## THE EXERCISE
Both the line containing "Emit a component" and the line containing "string, number, string]" are part of the range to copy, along with every line between them. Copy it exactly and leave out the pictures.

___ ENTRIES PROVIDED ___

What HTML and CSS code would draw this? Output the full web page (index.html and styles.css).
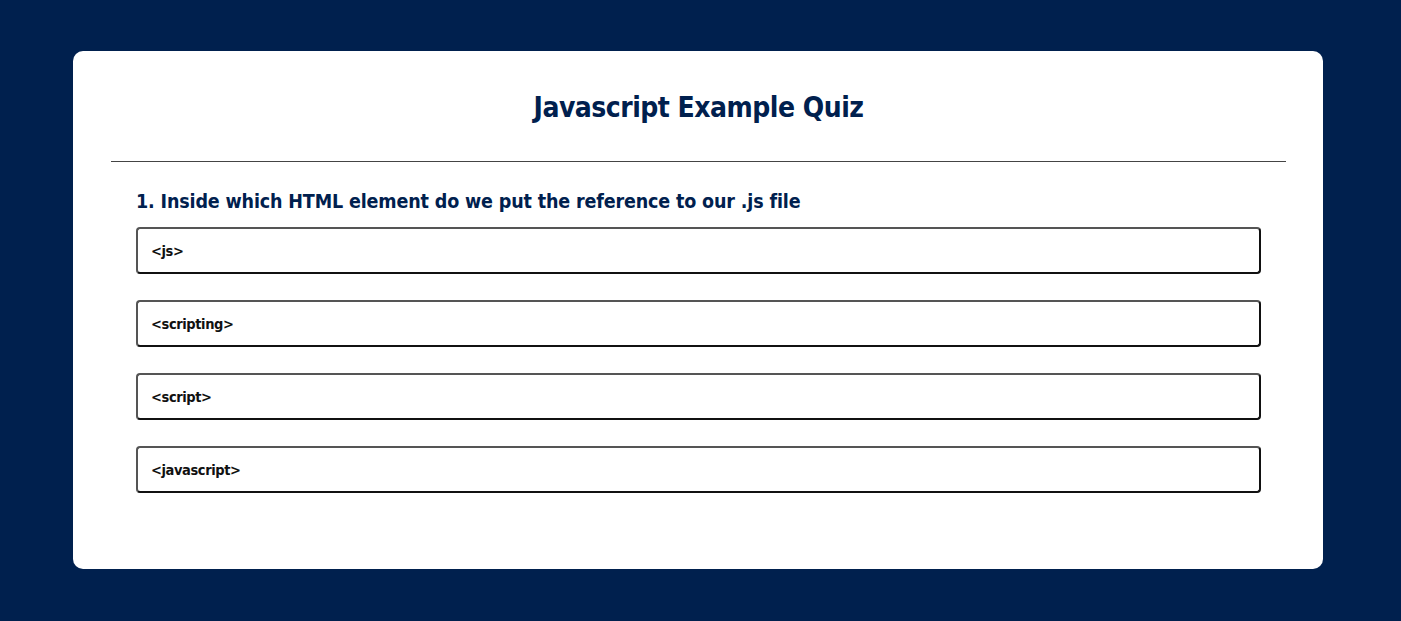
FILE: index.html
```html
<!DOCTYPE html>
<html lang="en">
<head>
<meta charset="utf-8">
<title>Javascript Example Quiz</title>
<link rel="stylesheet" href="styles.css">
</head>
<body>
  <main class="card">
    <h1 class="title">Javascript Example Quiz</h1>
    <hr class="divider">
    <section class="question">
      <h2 class="question-text">1. Inside which HTML element do we put the reference to our .js file</h2>
      <div class="answers">
        <button class="answer">&lt;js&gt;</button>
        <button class="answer">&lt;scripting&gt;</button>
        <button class="answer">&lt;script&gt;</button>
        <button class="answer">&lt;javascript&gt;</button>
      </div>
    </section>
  </main>
</body>
</html>
```
FILE: styles.css
```css
html, body {
  margin: 0;
  padding: 0;
}
body {
  background: #00204e;
  font-family: "DejaVu Sans Condensed", "Liberation Sans", sans-serif;
  padding: 51px 0 52px 73px;
}
.card {
  box-sizing: border-box;
  width: 1250px;
  height: 518px;
  background: #ffffff;
  border-radius: 10px;
  padding: 38px 37px 0 38px;
}
.title {
  margin: 0;
  text-align: center;
  color: #00204e;
  font-size: 28px;
  letter-spacing: -0.5px;
  font-weight: bold;
  line-height: 38px;
}
.divider {
  margin: 34px 0 0;
  border: 0;
  border-top: 1px solid #444;
  height: 0;
}
.question {
  padding: 27px 25px 0;
}
.question-text {
  margin: 0 0 12px;
  color: #00204e;
  font-size: 19.5px;
  letter-spacing: -0.15px;
  font-weight: bold;
  line-height: 26px;
}
.answers {
  display: flex;
  flex-direction: column;
  gap: 26px;
}
.answer {
  box-sizing: border-box;
  height: 47px;
  width: 100%;
  text-align: left;
  padding: 0 13px;
  background: #fff;
  border: 2px solid #555;
  border-right-color: #111;
  border-bottom-color: #111;
  border-radius: 4px;
  font-family: inherit;
  font-size: 14.5px;
  letter-spacing: -0.4px;
  font-weight: bold;
  color: #111;
}
```
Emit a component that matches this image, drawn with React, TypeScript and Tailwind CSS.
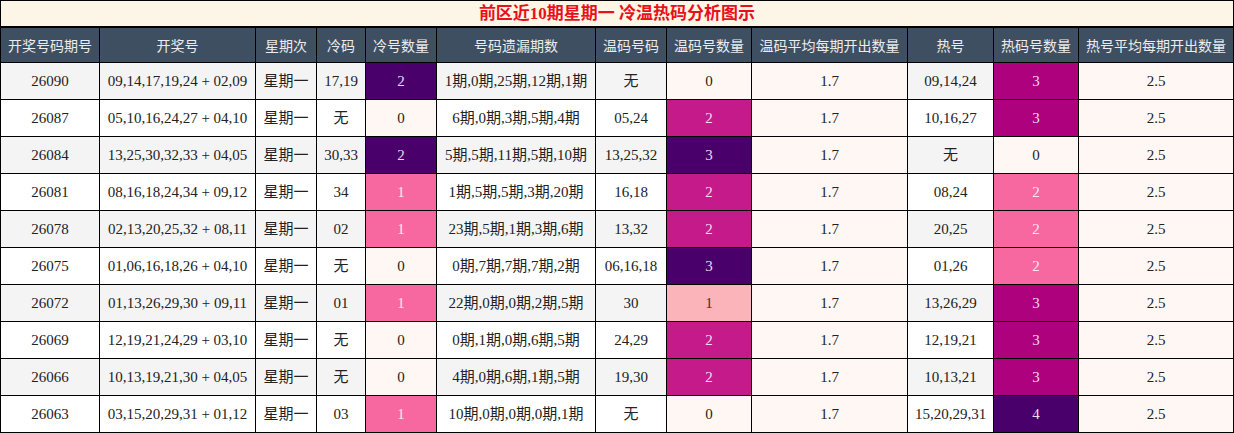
const headers = [
  '开奖号码期号',
  '开奖号',
  '星期次',
  '冷码',
  '冷号数量',
  '号码遗漏期数',
  '温码号码',
  '温码号数量',
  '温码平均每期开出数量',
  '热号',
  '热码号数量',
  '热号平均每期开出数量',
]

type Row = [string, string, string, string, number, string, string, number, string, string, number, string]

const rows: Row[] = [
  ['26090', '09,14,17,19,24 + 02,09', '星期一', '17,19', 2, '1期,0期,25期,12期,1期', '无', 0, '1.7', '09,14,24', 3, '2.5'],
  ['26087', '05,10,16,24,27 + 04,10', '星期一', '无', 0, '6期,0期,3期,5期,4期', '05,24', 2, '1.7', '10,16,27', 3, '2.5'],
  ['26084', '13,25,30,32,33 + 04,05', '星期一', '30,33', 2, '5期,5期,11期,5期,10期', '13,25,32', 3, '1.7', '无', 0, '2.5'],
  ['26081', '08,16,18,24,34 + 09,12', '星期一', '34', 1, '1期,5期,5期,3期,20期', '16,18', 2, '1.7', '08,24', 2, '2.5'],
  ['26078', '02,13,20,25,32 + 08,11', '星期一', '02', 1, '23期,5期,1期,3期,6期', '13,32', 2, '1.7', '20,25', 2, '2.5'],
  ['26075', '01,06,16,18,26 + 04,10', '星期一', '无', 0, '0期,7期,7期,7期,2期', '06,16,18', 3, '1.7', '01,26', 2, '2.5'],
  ['26072', '01,13,26,29,30 + 09,11', '星期一', '01', 1, '22期,0期,0期,2期,5期', '30', 1, '1.7', '13,26,29', 3, '2.5'],
  ['26069', '12,19,21,24,29 + 03,10', '星期一', '无', 0, '0期,1期,0期,6期,5期', '24,29', 2, '1.7', '12,19,21', 3, '2.5'],
  ['26066', '10,13,19,21,30 + 04,05', '星期一', '无', 0, '4期,0期,6期,1期,5期', '19,30', 2, '1.7', '10,13,21', 3, '2.5'],
  ['26063', '03,15,20,29,31 + 01,12', '星期一', '03', 1, '10期,0期,0期,0期,1期', '无', 0, '1.7', '15,20,29,31', 4, '2.5'],
]

// heat colours per count column
const coldColor: Record<number, string> = {
  0: 'bg-[#fff7f3] text-[#222]',
  1: 'bg-[#f768a1] text-[#fbe9f1]',
  2: 'bg-[#49006a] text-[#e9dcef]',
}
const warmColor: Record<number, string> = {
  0: 'bg-[#fff7f3] text-[#222]',
  1: 'bg-[#fbb4b9] text-[#333]',
  2: 'bg-[#c51b8a] text-[#f6dcec]',
  3: 'bg-[#49006a] text-[#e9dcef]',
}
const hotColor: Record<number, string> = {
  0: 'bg-[#fff7f3] text-[#222]',
  2: 'bg-[#f768a1] text-[#fbe9f1]',
  3: 'bg-[#ae017e] text-[#f4d6ea]',
  4: 'bg-[#49006a] text-[#e9dcef]',
}

const cell = 'flex items-center justify-center border-r border-black last:border-r-0'

const App = () => {
  return (
    <div className="w-[1234px] h-[433px] border border-black bg-white font-['Liberation_Serif','Noto_Sans_CJK_SC',serif] text-[15px] text-[#222]">
      {/* Title */}
      <div className="h-[27px] border-b-2 border-black bg-[#fdf5e6] flex items-center justify-center text-[17px] font-bold text-[#e8101a] leading-none">
        前区近10期星期一 冷温热码分析图示
      </div>

      {/* Header */}
      <div className="grid grid-cols-[99px_156px_61px_49px_71px_159px_71px_85px_156px_86px_85px_154px] h-[35px] border-b border-black bg-[#3f4f62] text-[14px] text-[#ececec] font-['Noto_Sans_CJK_SC',sans-serif]">
        {headers.map((h) => (
          <div key={h} className={cell}>
            {h}
          </div>
        ))}
      </div>

      {/* Body */}
      {rows.map((r, i) => {
        const base = i % 2 === 0 ? 'bg-[#f4f4f4]' : 'bg-white'
        const light = 'bg-[#fff7f3]'
        return (
          <div
            key={r[0]}
            className={`grid grid-cols-[99px_156px_61px_49px_71px_159px_71px_85px_156px_86px_85px_154px] ${i < rows.length - 1 ? 'h-[37px] border-b border-black' : 'h-[36px]'}`}
          >
            <div className={`${cell} ${base}`}>{r[0]}</div>
            <div className={`${cell} ${base}`}>{r[1]}</div>
            <div className={`${cell} ${base}`}>{r[2]}</div>
            <div className={`${cell} ${base}`}>{r[3]}</div>
            <div className={`${cell} ${coldColor[r[4]]}`}>{r[4]}</div>
            <div className={`${cell} ${base}`}>{r[5]}</div>
            <div className={`${cell} ${base}`}>{r[6]}</div>
            <div className={`${cell} ${warmColor[r[7]]}`}>{r[7]}</div>
            <div className={`${cell} ${light}`}>{r[8]}</div>
            <div className={`${cell} ${base}`}>{r[9]}</div>
            <div className={`${cell} ${hotColor[r[10]]}`}>{r[10]}</div>
            <div className={`${cell} ${light}`}>{r[11]}</div>
          </div>
        )
      })}
    </div>
  )
}

export default App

___

## REPLY TO THE EXERCISE
Emit a component that matches this image, drawn with React, TypeScript and Tailwind CSS.
const headers = [
  '开奖号码期号',
  '开奖号',
  '星期次',
  '冷码',
  '冷号数量',
  '号码遗漏期数',
  '温码号码',
  '温码号数量',
  '温码平均每期开出数量',
  '热号',
  '热码号数量',
  '热号平均每期开出数量',
]

type Row = [string, string, string, string, number, string, string, number, string, string, number, string]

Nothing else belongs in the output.